The highly modern production facility of OSRAM Opto Semiconductors in Regensburg, Bavaria, which began manufacturing optical semiconductor chips for light-emitting diodes (LEDs) in 2003, boasts an extremely efficient integral energy concept. Thanks to the combination of several totally different measures for optimizing energy utilization, the plant saves impressive amounts of energy with equivalent savings in CO2 emissions. This financially attractive concept is already being incorporated in the planning of the new chip production facility in Malaysia.
“Energy saving was already a high priority on the agenda before construction began in 2001 and was included in the overall plant concept from the very beginning,” explains Martin Stange, plant manager at the Regensburg facility, to visitors. At the moment he is showing a group of environmental protection officers from other OSRAM production operations around the plant, a brand new 56,000 square meter factory for semiconductor chips. He stops in front of a large green machine and explains: “That’s our absorption refrigerating machine. It converts hot 120-degree exhaust gases into cold air for air-conditioning.”
The Regensburg factory manufactures optical semiconductor chips, the core elements of LEDs. These tiny lights are one of the up-and-coming products of the future. They are small, rugged and light-intensive, and come in all colors. They are being increasingly used in the automotive industry, such as for dashboard lighting and for headlights, as well as in architectural lighting, street lights, cellphone illumination and wall displays. Since they convert electric power into light more efficiently than, say, conventional incandescent lamps, they play an important role in saving energy and reducing CO2 emissions. LEDs are manufactured from semiconductor materials in a highly complex process.
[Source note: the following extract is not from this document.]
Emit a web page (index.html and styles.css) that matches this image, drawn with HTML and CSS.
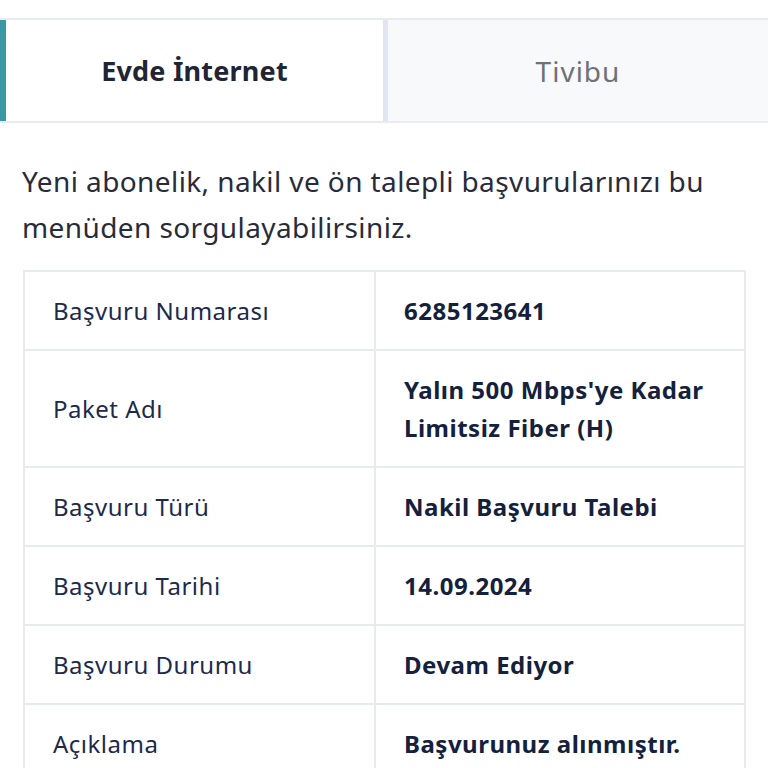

The Regensburg cleanroom production site uses state-of-the-art chip and optical semiconductor production technologies, and the plant itself is a model operation when it comes to utilization of resources, transparency, operating reliability and minimizing environmentally relevant risks.
Small, robust and effective LEDs are now indispensable in many everyday lighting applications.
As Stange explains, the energy saving stipulated in the planning was systematically implemented. “Our approach was to group together different energy systems in the overall supply and disposal process at the location. For instance, we use waste heat from various manufacturing processes as well as the ambient cold air naturally present in the winter months. In the summer, excess process heat is additionally converted into cold air needed at this time of year for air conditioning,” he adds.
One solution is based on the principle of free cooling, which makes use of the latent energy in the outside air and is therefore used mainly in the winter or at night when temperatures are below 12° C. OSRAM uses the outside air to lower the temperature of the cooling water for the air-conditioning of the cleanrooms and the process cooling water. In the winter months, cold outside air is sufficient for cooling the entire facility.
In the winter months, hybrid coolers installed on the roof of the production hall use the surrounding air to cool the entire plant.
Since the free cooling process doesn’t provide sufficient cooling in the hot summer months, it is combined with a second process. This uses the cleaned 120-degree exhaust air. In the summer, this hot air is converted into cooling energy in an absorption refrigerating machine and is likewise used for cooling. In winter, the exhaust air is directly incorporated in the existing heating system via heat exchangers and used for preheating or postheating in the building’s air-conditioning systems.
Purified exhaust air is converted into cold air by an absorption refrigerator unit combined with an adiabatic cooling system.
Nevertheless, the two processes alone aren’t a comprehensive energy concept. That’s why the waste heat from nitrogen extraction is also used for the heating circuit in Regensburg. Nitrogen is needed for the production of semiconductors components, including LEDs, and was formerly delivered in liquid form by specialist companies. Now it is extracted directly from the ambient air at the production site. When operating, the extraction system compressors generate waste heat which can also be used for air conditioning. Another positive effect of producing nitrogen locally is that truck deliveries are unnecessary. For Regensburg plant, this has eliminated roughly 100,000 truck kilometers each year.
Nitrogen is obtained on the plant premises directly from the atmosphere. The compressor heat released in the process is taken up and used in the in-house heating circuit.
As Siegfried Schäffl, environmental officer and chief security engineer at the plant, explains, all these measures allow annual energy savings of about 13 million kilowatt hours (kWh) of gas and 4.5 million kWh of electricity. With the energy prices prevailing in mid-2009, this is equivalent to 858,000 euros, less the investment costs.
Siegfried Schäffl, the plant’s environmental officer and head safety engineer, can centrally monitor and control all the cooling systems and heating circuits in the entire plant.
“Our investment of about 1.7 million euros has consequently paid for itself within two years,” notes Schäffl, summing up as follows: “The legal requirements aside, we’ve designed and implemented a comprehensive energy concept at the Regensburg factory that considerably reduces energy consumption and thus the level of greenhouse gas emissions. This enables us to prevent the emission of about 5,200 metric tons of CO2 into the environment each year. It proves that our efforts have paid off – something we’re quite proud of.”